In this subpopulation, the median OS was 10 months, and the 12-month OS rate was 46%.
The OS curves in SAUL in both the overall and “IMvigor211-like” populations are virtually superimposable with the curves seen in IMvigor211 and also in the Keynote-045 trial, which compared pembrolizumab (Keytruda, Merck Sharp & Dohme) with chemotherapy in second-line therapy after failure of platinum-containing chemotherapy, Merseburger said.
Who May Benefit?
Jens Bedke, MD, from the Department of Urology at the University of Tübingen, Germany, the invited discussant, said that the sharp decline in PFS curves for atezolizumab in SAUL shows that “we have major problems still being existent in treatment [of urothelial carcinoma] with immune checkpoint inhibitors.
“That’s also true of chemotherapy,” he said.
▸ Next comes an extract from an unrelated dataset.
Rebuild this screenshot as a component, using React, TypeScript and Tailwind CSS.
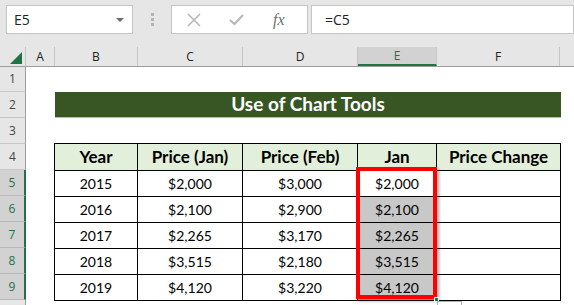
import React from 'react';

const cols = [
  { key: 'A', w: 29 },
  { key: 'B', w: 83 },
  { key: 'C', w: 105 },
  { key: 'D', w: 115 },
  { key: 'E', w: 79 },
  { key: 'F', w: 123 },
];

const rows = [
  { year: '2015', jan: '$2,000', feb: '$3,000' },
  { year: '2016', jan: '$2,100', feb: '$2,900' },
  { year: '2017', jan: '$2,265', feb: '$3,170' },
  { year: '2018', jan: '$3,515', feb: '$2,180' },
  { year: '2019', jan: '$4,120', feb: '$3,220' },
];

const rowHeights = [25, 26, 26, 26, 26, 26, 26, 26, 26, 26];

const uiFont = { fontFamily: '"Open Sans", "Noto Sans", sans-serif' };
const cellFont = { fontFamily: 'Lato, "Open Sans", sans-serif' };

export default function App() {
  return (
    <div className="w-[574px] h-[305px] overflow-hidden bg-white" style={uiFont}>
      {/* formula bar */}
      <div className="h-[47px] bg-[#e6e6e6] flex items-start pt-[5px] pl-[6px]">
        <div className="w-[127px] h-[29px] bg-white border border-[#c6c6c6] flex items-center justify-between pl-[7px] pr-[8px]">
          <span className="text-[14px] text-[#222]">E5</span>
          <span className="w-0 h-0 border-l-[4px] border-r-[4px] border-t-[4px] border-l-transparent border-r-transparent border-t-[#6a6a6a]" />
        </div>
        <div className="w-[38px] h-[29px] flex flex-col items-center justify-center gap-[2px]">
          <span className="w-[3px] h-[3px] bg-[#b4b4b4]" />
          <span className="w-[3px] h-[3px] bg-[#b4b4b4]" />
          <span className="w-[3px] h-[3px] bg-[#b4b4b4]" />
        </div>
        <div className="w-[137px] h-[29px] bg-white border border-[#c6c6c6] flex items-center">
          <svg width="14" height="14" viewBox="0 0 14 14" className="ml-[15px]">
            <path d="M1 1 L13 13 M13 1 L1 13" stroke="#b8b8b8" strokeWidth="1.6" fill="none" />
          </svg>
          <svg width="15" height="12" viewBox="0 0 15 12" className="ml-[28px]">
            <path d="M1 6 L5.5 10 L14 1" stroke="#b8b8b8" strokeWidth="2.2" fill="none" />
          </svg>
          <span
            className="ml-[29px] text-[16px] italic text-[#6f6f6f]"
            style={{ fontFamily: '"Liberation Serif", serif' }}
          >
            fx
          </span>
        </div>
        <div className="ml-[3px] flex-1 h-[29px] bg-white border border-[#c6c6c6] flex items-center pl-[13px]">
          <span className="text-[14px] text-[#222]">=C5</span>
        </div>
      </div>

      {/* column headers */}
      <div className="h-[20px] bg-[#e6e6e6] border-b border-[#9e9e9e] flex text-[12px] text-[#222]">
        <div className="w-[26px] shrink-0 relative border-r border-[#c6c6c6]">
          <svg width="12" height="12" viewBox="0 0 12 12" className="absolute left-[10px] top-[5px]">
            <path d="M12 0 L12 12 L0 12 Z" fill="#217346" />
          </svg>
        </div>
        {cols.map((c) => (
          <div
            key={c.key}
            className={
              c.key === 'E'
                ? 'shrink-0 flex items-center justify-center border-r border-[#c6c6c6] bg-[#d2d2d2] text-[#217346] border-b-2 border-b-[#217346]'
                : 'shrink-0 flex items-center justify-center border-r border-[#c6c6c6]'
            }
            style={{ width: c.w }}
          >
            {c.key}
          </div>
        ))}
        <div className="flex-1" />
      </div>

      <div className="flex">
        {/* row headers */}
        <div className="w-[26px] shrink-0 flex flex-col text-[12px]">
          {rowHeights.map((h, i) => {
            const n = i + 1;
            const sel = n >= 5 && n <= 9;
            return (
              <div
                key={n}
                className={
                  sel
                    ? 'flex items-center justify-center bg-[#d2d2d2] text-[#217346] border-b border-[#b8b8b8] border-r-2 border-r-[#217346]'
                    : 'flex items-center justify-center bg-[#e6e6e6] text-[#444] border-b border-[#c6c6c6] border-r border-r-[#9e9e9e]'
                }
                style={{ height: h }}
              >
                {n < 10 ? n : ''}
              </div>
            );
          })}
        </div>

        {/* sheet body */}
        <div className="flex-1 flex flex-col" style={cellFont}>
          <div className="h-[25px]" />
          <div className="h-[26px] ml-[29px] w-[506px] flex flex-col">
            <div className="h-[25px] bg-[#375623] flex items-center justify-center text-white font-bold text-[19px]">
              Use of Chart Tools
            </div>
            <div className="h-[2px] bg-[#a9bcdd]" />
          </div>
          <div className="h-[25px]" />
          <div className="relative ml-[28px] w-[506px]">
            <table className="table-fixed border-collapse w-[506px] text-black">
              <colgroup>
                <col style={{ width: 83 }} />
                <col style={{ width: 105 }} />
                <col style={{ width: 115 }} />
                <col style={{ width: 79 }} />
                <col style={{ width: 124 }} />
              </colgroup>
              <thead>
                <tr className="h-[26px] bg-[#e2efda] text-[17px]">
                  <th className="border border-black font-bold p-0">Year</th>
                  <th className="border border-black font-bold p-0">Price (Jan)</th>
                  <th className="border border-black font-bold p-0">Price (Feb)</th>
                  <th className="border border-black font-bold p-0">Jan</th>
                  <th className="border border-black font-bold p-0">Price Change</th>
                </tr>
              </thead>
              <tbody className="text-[14px]">
                {rows.map((r, i) => (
                  <tr key={r.year} className="h-[26px]">
                    <td className="border border-black text-center p-0">{r.year}</td>
                    <td className="border border-black text-center p-0">{r.jan}</td>
                    <td className="border border-black text-center p-0">{r.feb}</td>
                    <td className={i === 0 ? 'border border-black text-center p-0' : 'border border-black text-center p-0 bg-[#c8c8c8]'}>
                      {r.jan}
                    </td>
                    <td className="border border-black p-0" />
                  </tr>
                ))}
              </tbody>
            </table>
            {/* selection highlight */}
            <div className="absolute left-[302px] top-[24px] w-[81px] h-[132px] border-[4px] border-[#ff0000] shadow-[2px_2px_3px_rgba(0,0,0,0.35)]" />
            <div className="absolute left-[380px] top-[154px] w-[5px] h-[5px] bg-[#217346] border border-white" />
            <div className="absolute left-[383px] top-[158px] w-[25px] h-[12px] bg-white border border-[#b0b0b0]" />
          </div>
        </div>
      </div>
    </div>
  );
}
PFS declines “very, very rapidly at the beginning, and currently we have not solved or identified patients who will benefit from the therapy,” he said.
Bedke said that the design of the trial as a postmarketing safety study, its size, and the inclusion of subgroups in the analysis will likely be helpful for identifying those patients who might most benefit from immune checkpoint inhibitor therapy.
With regard to the trial’s primary endpoint of safety, no new safety signals were seen, although “we have no individual data on adverse events with special interest in respective subgroups,” he said.
Bedke called for cost-effectiveness studies of immune checkpoint inhibitors for cisplatin-ineligible patients with advanced urothelial carcinomas.
The SAUL trial was sponsored and funded by F. Hoffman-La Roche. Merseburger has received consulting/advising fees, speaking fees, and travel expenses from multiple companies. Bedke has a consulting/advisory role with and has received institutional research funding from Roche and several other companies.
European Association of Urology (EAU) 2019 Congress. Presented March 18, 2019.